Bogaerts knows he is not — and cannot be — judged without bias. His performance is always weighed against the stacks of cash piled up on the other side of the scale.
He is the shortstop making $25 million a year who has not yet justified the portion of the payroll he commands or that his previous performance promised.
Xander Bogaerts #2 of the San Diego Padres participates in drills during spring training workouts at the Peoria Sports Complex on Sunday, Feb. 15, 2026 in Peoria, Ariz.(Meg McLaughlin / The San Diego Union-Tribune)
Regarding Bogaerts, who returned to camp Friday after playing for the Netherlands in the World Baseball Classic, Padres officials often speak conceptually with a mix of conviction and wistfulness.

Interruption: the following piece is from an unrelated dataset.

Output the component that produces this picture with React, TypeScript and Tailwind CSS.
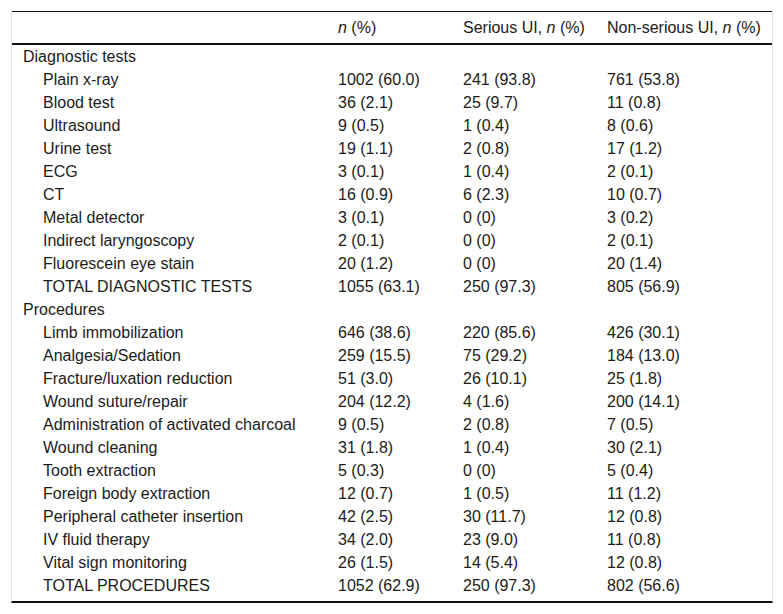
import React from "react";

type Row = { label: string; total: string; serious: string; nonSerious: string };

const diagnostic: Row[] = [
  { label: "Plain x-ray", total: "1002 (60.0)", serious: "241 (93.8)", nonSerious: "761 (53.8)" },
  { label: "Blood test", total: "36 (2.1)", serious: "25 (9.7)", nonSerious: "11 (0.8)" },
  { label: "Ultrasound", total: "9 (0.5)", serious: "1 (0.4)", nonSerious: "8 (0.6)" },
  { label: "Urine test", total: "19 (1.1)", serious: "2 (0.8)", nonSerious: "17 (1.2)" },
  { label: "ECG", total: "3 (0.1)", serious: "1 (0.4)", nonSerious: "2 (0.1)" },
  { label: "CT", total: "16 (0.9)", serious: "6 (2.3)", nonSerious: "10 (0.7)" },
  { label: "Metal detector", total: "3 (0.1)", serious: "0 (0)", nonSerious: "3 (0.2)" },
  { label: "Indirect laryngoscopy", total: "2 (0.1)", serious: "0 (0)", nonSerious: "2 (0.1)" },
  { label: "Fluorescein eye stain", total: "20 (1.2)", serious: "0 (0)", nonSerious: "20 (1.4)" },
  { label: "TOTAL DIAGNOSTIC TESTS", total: "1055 (63.1)", serious: "250 (97.3)", nonSerious: "805 (56.9)" },
];

const procedures: Row[] = [
  { label: "Limb immobilization", total: "646 (38.6)", serious: "220 (85.6)", nonSerious: "426 (30.1)" },
  { label: "Analgesia/Sedation", total: "259 (15.5)", serious: "75 (29.2)", nonSerious: "184 (13.0)" },
  { label: "Fracture/luxation reduction", total: "51 (3.0)", serious: "26 (10.1)", nonSerious: "25 (1.8)" },
  { label: "Wound suture/repair", total: "204 (12.2)", serious: "4 (1.6)", nonSerious: "200 (14.1)" },
  { label: "Administration of activated charcoal", total: "9 (0.5)", serious: "2 (0.8)", nonSerious: "7 (0.5)" },
  { label: "Wound cleaning", total: "31 (1.8)", serious: "1 (0.4)", nonSerious: "30 (2.1)" },
  { label: "Tooth extraction", total: "5 (0.3)", serious: "0 (0)", nonSerious: "5 (0.4)" },
  { label: "Foreign body extraction", total: "12 (0.7)", serious: "1 (0.5)", nonSerious: "11 (1.2)" },
  { label: "Peripheral catheter insertion", total: "42 (2.5)", serious: "30 (11.7)", nonSerious: "12 (0.8)" },
  { label: "IV fluid therapy", total: "34 (2.0)", serious: "23 (9.0)", nonSerious: "11 (0.8)" },
  { label: "Vital sign monitoring", total: "26 (1.5)", serious: "14 (5.4)", nonSerious: "12 (0.8)" },
  { label: "TOTAL PROCEDURES", total: "1052 (62.9)", serious: "250 (97.3)", nonSerious: "802 (56.6)" },
];

const cell = "px-[11px] h-[23px] p-0 align-middle whitespace-nowrap";

const Section = ({ title, rows }: { title: string; rows: Row[] }) => (
  <>
    <tr>
      <td className={`${cell} pl-[11px]`} colSpan={4}>{title}</td>
    </tr>
    {rows.map((r) => (
      <tr key={r.label}>
        <td className={`${cell} pl-[31px]`}>{r.label}</td>
        <td className={cell}>{r.total}</td>
        <td className={cell}>{r.serious}</td>
        <td className={cell}>{r.nonSerious}</td>
      </tr>
    ))}
  </>
);

export default function App() {
  return (
    <div className="w-[783px] h-[614px] bg-white pt-[11px] pl-[11px] font-['Liberation_Sans',Arial,sans-serif] text-[16px] leading-[23px] text-[#1b1b1b]">
      <div className="w-[762px] border-x border-[#e6e6e6] pb-[4px] border-b-2 border-b-[#111]">
        <table className="w-full table-fixed border-collapse">
          <colgroup>
            <col className="w-[315px]" />
            <col className="w-[125px]" />
            <col className="w-[144px]" />
            <col />
          </colgroup>
          <thead>
            <tr className="border-t border-[#111] border-b-2 border-b-[#111]">
              <th className={`${cell} h-[32px] font-normal text-left`} />
              <th className={`${cell} h-[32px] font-normal text-left`}>
                <i>n</i> (%)
              </th>
              <th className={`${cell} h-[32px] font-normal text-left`}>
                Serious UI, <i>n</i> (%)
              </th>
              <th className={`${cell} h-[32px] font-normal text-left`}>
                Non-serious UI, <i>n</i> (%)
              </th>
            </tr>
          </thead>
          <tbody>
            <Section title="Diagnostic tests" rows={diagnostic} />
            <Section title="Procedures" rows={procedures} />
          </tbody>
        </table>
      </div>
    </div>
  );
}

“We’re a different team if we get the Bogaerts that we’ve seen for most of his career and for flashes here in San Diego,” Padres president of baseball operations A.J. Preller said. “I know he’s had a good offseason. He’s excited about that challenge and being that player. We’ve got a lot of belief in him. He’s a big part of our team, for sure, and we’re looking forward to seeing that player.
“He’s a real bat that can hit anywhere — one to five — in a lineup and put up an .800-plus OPS. That’s a Xander Bogaerts season. And I think (if) we start getting that from the middle of the diamond, from the shortstop position — (if) he’s running, he’s moving well, he’s stealing bags and a guy that can play both sides of the ball, he changes our dynamics. That’s what we’re looking forward to seeing this year.”
Bogaerts too.
That is what the work is about. It’s not just about looking good and feeling good. It is part of an attempt to be good — to be the player he once was.
“You still want to perform like you know you’re capable,” Bogaerts said. “Or do that for the whole year instead maybe it’s just the second half. It’s crazy. For all the bad that I played the first half these last couple years, it turned out not so bad. But at the end, it’s not what I want to do.”